Jason and I built several of these machines. The smallest sits on a desktop and throws BBs across the room. One of them is about the size of a toaster oven and chucks marbles. The waist-high version uses bricks for a counterweight and will throw a baseball about a hundred feet. It is shockingly accurate. You can catch a baseball, keep your gloved hand in exactly the same spot, and catch the next ball without moving. The largest of the lot sported a 12-foot throwing arm and a 400-pound counterweight. That monster would fire a 5-pound bag of flour into the next time zone. That particular projectile rendered a lovely white explosion on impact. It would throw a softball even farther.
Showtime
It’s tough to be as weird as I am without drawing a crowd. As a result, Jason and I were invited each year by the Ole Miss School of Engineering to kick off their statewide high school trebuchet competition. Teams from across the state build trebs and then come together in the Vaught-Hemingway Football Stadium to see whose machine performs the best. As ours was hugely bigger, we were the warmup act.
In keeping with the gravitas of the moment, my buddy went as a crusader while I was a Roman legionary. My kids and I made my lorica segmentata Roman armor out of roofing flashing as a homeschool project. I have skinny legs. I looked like Big Bird out trolling for SweeTarts on Halloween, but I still just ate it up. I’ve always been cool that way.
And then, after several years of this, it all stopped. One teeny trivial close call, and my buddy and I never got invited back. Honestly, it could have happened to anybody.
The one thing the University of Mississippi reveres beyond all else has got to be the jumbotron. This gigantic monstrosity is about the size of a skyscraper and adorns one complete end of the massive football stadium. It is the holy altar employed during the pagan rituals that are SEC football games. There is literally no telling what that ghastly thing cost.
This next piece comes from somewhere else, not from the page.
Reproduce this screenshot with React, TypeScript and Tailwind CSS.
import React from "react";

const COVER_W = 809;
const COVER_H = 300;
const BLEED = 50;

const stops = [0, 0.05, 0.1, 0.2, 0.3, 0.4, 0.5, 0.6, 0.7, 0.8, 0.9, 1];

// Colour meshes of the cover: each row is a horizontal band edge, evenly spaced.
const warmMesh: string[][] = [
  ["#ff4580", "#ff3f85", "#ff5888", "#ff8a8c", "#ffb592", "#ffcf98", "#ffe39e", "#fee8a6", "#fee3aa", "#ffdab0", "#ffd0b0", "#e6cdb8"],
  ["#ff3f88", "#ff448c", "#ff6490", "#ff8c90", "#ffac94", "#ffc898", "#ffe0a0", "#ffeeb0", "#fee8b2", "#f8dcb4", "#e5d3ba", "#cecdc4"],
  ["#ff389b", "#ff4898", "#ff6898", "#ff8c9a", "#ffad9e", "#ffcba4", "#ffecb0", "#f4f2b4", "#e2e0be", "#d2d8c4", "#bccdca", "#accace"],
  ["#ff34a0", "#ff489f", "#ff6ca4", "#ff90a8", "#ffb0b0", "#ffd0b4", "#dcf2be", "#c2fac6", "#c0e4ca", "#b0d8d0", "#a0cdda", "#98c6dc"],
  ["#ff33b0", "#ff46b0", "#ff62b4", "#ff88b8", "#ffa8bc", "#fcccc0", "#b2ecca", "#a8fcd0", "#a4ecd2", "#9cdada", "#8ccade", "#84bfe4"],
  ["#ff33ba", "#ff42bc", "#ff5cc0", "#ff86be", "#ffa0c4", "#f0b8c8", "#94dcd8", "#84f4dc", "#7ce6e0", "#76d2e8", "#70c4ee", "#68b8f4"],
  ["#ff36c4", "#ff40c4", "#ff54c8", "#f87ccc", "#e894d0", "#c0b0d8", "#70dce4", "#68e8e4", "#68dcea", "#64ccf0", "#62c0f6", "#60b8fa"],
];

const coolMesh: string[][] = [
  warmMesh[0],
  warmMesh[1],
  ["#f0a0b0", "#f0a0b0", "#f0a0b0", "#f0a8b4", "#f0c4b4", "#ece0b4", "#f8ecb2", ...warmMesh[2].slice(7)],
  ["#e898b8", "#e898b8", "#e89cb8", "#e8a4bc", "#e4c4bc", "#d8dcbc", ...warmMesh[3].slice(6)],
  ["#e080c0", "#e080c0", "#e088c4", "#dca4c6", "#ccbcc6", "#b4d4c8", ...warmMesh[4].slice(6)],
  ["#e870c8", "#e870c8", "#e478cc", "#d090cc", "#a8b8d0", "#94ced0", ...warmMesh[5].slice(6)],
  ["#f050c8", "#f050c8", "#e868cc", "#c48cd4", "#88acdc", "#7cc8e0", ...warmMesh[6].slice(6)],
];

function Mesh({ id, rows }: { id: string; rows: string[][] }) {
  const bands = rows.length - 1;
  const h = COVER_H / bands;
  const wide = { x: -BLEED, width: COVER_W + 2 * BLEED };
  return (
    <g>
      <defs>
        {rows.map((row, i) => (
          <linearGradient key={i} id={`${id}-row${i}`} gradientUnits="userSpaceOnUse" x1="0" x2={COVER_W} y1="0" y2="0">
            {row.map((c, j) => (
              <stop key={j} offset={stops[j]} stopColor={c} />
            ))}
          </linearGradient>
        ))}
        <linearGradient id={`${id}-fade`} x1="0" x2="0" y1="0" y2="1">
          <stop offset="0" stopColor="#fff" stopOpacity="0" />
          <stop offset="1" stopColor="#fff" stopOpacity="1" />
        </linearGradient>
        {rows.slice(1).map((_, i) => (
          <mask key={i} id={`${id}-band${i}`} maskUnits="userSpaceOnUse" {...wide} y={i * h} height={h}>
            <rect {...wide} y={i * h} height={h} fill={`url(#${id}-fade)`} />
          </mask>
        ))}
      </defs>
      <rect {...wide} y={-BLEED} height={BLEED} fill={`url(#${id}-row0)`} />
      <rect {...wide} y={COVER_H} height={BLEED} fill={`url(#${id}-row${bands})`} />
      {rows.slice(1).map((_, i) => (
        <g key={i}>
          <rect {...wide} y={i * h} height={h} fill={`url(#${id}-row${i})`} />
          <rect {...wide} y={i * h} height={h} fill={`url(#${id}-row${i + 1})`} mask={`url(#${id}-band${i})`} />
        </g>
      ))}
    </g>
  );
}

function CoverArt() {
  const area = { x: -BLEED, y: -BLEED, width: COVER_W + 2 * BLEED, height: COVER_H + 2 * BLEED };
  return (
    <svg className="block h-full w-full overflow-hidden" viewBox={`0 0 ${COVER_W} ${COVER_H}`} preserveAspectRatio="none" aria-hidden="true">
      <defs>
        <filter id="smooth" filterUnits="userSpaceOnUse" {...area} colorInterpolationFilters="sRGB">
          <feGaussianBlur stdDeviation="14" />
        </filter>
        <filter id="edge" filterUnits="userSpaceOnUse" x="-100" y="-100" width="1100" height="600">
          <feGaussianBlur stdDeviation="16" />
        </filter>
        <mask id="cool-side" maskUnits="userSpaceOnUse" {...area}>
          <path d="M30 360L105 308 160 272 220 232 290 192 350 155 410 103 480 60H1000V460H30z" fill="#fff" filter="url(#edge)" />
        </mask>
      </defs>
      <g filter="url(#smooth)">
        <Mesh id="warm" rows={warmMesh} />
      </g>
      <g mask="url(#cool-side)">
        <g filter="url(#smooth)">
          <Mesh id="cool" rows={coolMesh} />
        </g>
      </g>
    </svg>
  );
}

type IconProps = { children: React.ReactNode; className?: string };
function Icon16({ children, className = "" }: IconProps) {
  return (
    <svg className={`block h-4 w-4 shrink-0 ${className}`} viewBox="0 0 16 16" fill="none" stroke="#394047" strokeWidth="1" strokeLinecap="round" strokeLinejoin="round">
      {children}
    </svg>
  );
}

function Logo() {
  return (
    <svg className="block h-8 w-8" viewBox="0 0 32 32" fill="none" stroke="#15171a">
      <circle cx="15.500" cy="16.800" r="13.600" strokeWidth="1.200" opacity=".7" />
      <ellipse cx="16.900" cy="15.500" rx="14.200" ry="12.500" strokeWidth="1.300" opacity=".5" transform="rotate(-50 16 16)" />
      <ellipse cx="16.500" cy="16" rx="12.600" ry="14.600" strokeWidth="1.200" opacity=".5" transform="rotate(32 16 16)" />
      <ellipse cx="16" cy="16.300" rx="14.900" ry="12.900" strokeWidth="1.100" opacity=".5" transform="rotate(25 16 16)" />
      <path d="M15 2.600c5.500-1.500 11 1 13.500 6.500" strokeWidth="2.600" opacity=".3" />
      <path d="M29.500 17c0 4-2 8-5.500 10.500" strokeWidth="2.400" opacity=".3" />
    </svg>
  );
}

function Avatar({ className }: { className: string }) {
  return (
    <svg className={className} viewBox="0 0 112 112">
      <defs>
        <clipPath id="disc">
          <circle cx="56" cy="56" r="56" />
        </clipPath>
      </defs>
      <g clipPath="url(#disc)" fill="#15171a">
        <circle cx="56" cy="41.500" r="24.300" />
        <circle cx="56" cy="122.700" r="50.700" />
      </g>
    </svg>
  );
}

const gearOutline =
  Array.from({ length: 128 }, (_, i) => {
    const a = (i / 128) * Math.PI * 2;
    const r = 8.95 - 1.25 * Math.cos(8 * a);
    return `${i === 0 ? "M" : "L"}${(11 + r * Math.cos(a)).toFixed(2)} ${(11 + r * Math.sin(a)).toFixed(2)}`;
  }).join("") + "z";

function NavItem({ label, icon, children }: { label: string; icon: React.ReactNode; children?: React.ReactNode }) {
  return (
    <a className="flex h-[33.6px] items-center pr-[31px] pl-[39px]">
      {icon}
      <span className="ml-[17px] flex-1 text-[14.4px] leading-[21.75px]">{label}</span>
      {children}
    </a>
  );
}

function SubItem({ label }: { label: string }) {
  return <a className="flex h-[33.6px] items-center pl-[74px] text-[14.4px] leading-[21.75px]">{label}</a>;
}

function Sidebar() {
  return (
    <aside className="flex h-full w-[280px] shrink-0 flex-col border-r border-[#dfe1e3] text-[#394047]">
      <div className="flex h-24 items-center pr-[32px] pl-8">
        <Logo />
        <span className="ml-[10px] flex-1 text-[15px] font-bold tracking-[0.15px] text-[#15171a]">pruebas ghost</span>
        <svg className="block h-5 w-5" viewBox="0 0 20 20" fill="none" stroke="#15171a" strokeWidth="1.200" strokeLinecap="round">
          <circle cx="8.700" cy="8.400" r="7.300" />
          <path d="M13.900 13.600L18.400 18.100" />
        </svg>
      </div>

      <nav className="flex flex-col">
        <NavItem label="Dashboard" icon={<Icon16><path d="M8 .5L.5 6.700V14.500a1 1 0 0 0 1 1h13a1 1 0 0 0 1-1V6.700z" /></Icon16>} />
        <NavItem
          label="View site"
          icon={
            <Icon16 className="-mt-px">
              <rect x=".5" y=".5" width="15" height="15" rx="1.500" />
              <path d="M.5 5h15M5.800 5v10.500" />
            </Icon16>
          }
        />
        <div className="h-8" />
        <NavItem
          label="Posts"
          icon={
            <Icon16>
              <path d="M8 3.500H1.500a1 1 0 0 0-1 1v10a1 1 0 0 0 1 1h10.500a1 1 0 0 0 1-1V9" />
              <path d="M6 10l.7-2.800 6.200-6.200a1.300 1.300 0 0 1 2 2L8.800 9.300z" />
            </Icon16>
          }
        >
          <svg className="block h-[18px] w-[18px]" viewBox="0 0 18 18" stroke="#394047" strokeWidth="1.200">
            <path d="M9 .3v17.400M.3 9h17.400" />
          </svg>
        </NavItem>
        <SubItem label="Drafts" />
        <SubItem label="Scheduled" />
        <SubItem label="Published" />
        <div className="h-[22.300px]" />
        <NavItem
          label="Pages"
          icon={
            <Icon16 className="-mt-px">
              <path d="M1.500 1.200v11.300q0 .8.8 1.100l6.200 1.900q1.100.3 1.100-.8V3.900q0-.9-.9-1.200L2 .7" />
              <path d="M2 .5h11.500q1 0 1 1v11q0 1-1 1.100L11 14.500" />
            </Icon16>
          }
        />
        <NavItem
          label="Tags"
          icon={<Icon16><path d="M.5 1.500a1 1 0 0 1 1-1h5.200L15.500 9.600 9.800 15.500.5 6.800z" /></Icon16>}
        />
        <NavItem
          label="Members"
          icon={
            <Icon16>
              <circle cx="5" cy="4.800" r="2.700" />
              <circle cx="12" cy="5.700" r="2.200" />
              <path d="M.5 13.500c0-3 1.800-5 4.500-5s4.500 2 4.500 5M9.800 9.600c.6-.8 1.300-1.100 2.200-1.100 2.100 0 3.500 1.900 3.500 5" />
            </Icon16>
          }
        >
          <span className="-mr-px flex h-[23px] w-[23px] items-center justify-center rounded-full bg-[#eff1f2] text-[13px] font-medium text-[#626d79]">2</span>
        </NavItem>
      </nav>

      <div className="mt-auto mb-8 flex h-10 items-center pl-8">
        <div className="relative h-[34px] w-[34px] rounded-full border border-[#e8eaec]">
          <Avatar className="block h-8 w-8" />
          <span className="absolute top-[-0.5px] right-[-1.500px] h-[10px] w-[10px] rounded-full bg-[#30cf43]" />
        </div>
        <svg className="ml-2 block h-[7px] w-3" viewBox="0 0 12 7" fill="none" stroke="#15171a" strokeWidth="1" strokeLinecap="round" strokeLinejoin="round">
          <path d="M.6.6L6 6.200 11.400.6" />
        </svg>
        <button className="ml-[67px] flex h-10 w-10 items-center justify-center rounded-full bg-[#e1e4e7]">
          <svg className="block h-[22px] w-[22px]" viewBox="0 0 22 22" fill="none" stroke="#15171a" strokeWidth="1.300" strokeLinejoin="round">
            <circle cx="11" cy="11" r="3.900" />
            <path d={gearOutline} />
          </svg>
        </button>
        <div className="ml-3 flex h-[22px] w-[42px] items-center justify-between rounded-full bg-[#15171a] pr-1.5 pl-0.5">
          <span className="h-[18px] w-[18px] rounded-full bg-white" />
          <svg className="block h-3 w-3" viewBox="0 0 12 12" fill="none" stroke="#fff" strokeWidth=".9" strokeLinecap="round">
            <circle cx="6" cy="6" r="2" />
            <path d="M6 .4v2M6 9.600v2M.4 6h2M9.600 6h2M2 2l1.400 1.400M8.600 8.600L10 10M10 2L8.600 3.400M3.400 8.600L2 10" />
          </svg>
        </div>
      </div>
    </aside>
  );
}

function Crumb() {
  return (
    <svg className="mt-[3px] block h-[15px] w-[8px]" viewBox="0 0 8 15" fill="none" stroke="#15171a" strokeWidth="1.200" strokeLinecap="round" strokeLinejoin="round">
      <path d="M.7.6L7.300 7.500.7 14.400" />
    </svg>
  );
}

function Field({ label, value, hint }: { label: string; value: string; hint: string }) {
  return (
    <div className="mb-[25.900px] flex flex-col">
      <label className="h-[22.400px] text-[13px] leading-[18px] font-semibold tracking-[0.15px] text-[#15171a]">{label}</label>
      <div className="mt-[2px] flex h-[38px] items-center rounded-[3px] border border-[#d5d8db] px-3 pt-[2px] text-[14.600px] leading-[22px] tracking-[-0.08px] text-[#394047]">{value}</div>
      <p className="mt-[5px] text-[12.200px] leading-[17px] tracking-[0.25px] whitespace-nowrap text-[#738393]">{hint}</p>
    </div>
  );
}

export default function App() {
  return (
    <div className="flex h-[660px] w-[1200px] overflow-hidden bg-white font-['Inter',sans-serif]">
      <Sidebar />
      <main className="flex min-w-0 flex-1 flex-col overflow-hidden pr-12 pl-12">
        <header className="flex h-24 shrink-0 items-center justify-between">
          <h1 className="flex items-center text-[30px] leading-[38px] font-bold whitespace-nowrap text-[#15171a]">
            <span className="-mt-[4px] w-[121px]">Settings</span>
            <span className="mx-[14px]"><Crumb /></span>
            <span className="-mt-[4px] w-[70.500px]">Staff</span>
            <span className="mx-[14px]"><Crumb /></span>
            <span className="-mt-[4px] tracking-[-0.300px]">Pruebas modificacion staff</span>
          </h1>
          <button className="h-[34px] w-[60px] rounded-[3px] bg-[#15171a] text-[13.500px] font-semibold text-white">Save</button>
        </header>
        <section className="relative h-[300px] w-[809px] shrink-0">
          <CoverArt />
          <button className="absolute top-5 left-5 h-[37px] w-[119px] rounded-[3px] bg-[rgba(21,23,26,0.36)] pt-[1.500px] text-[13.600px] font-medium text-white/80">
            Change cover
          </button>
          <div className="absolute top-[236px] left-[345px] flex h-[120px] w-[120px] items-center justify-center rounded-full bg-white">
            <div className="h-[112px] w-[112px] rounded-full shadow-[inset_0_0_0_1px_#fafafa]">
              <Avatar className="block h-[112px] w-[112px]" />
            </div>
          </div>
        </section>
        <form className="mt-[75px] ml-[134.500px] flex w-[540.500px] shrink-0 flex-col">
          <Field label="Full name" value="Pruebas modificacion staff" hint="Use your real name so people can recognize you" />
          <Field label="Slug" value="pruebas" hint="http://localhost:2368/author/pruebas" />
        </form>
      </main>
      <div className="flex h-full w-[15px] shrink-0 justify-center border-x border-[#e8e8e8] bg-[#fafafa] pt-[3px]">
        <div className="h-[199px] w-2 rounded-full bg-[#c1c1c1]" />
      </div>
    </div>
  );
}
We set up the treb in the end zone, a not-insubstantial undertaking considering its size and mass, and got a couple of hundred little mini nerds all gathered around. Once we got the massive throwing arm cocked and the softball in place in the sling, we got a volunteer to snatch the lanyard. When this thing goes off, you can feel the earth move. Seismographs in Nevada record the event. Everything performed exactly as designed. Our leviathan medieval siege engine launched our softball at, conservatively, 5,000 feet per second … straight at the jumbotron on the far end of the stadium.
The crowd held its collective breath. The administrators in attendance representing the engineering school actually briefly died. And then the softball impacted the cheap seats in the student section, maybe five feet beneath the jumbotron. No harm, no foul …
All involved had a great time, though we were forbidden from firing our big treb a second time. We looked like idiots, and the kids learned some things. Inexplicably, the following year, we just didn’t get the email invitation to come back. It’s likely all just as well. I wasn’t getting any better looking in that DIY Roman legionary getup.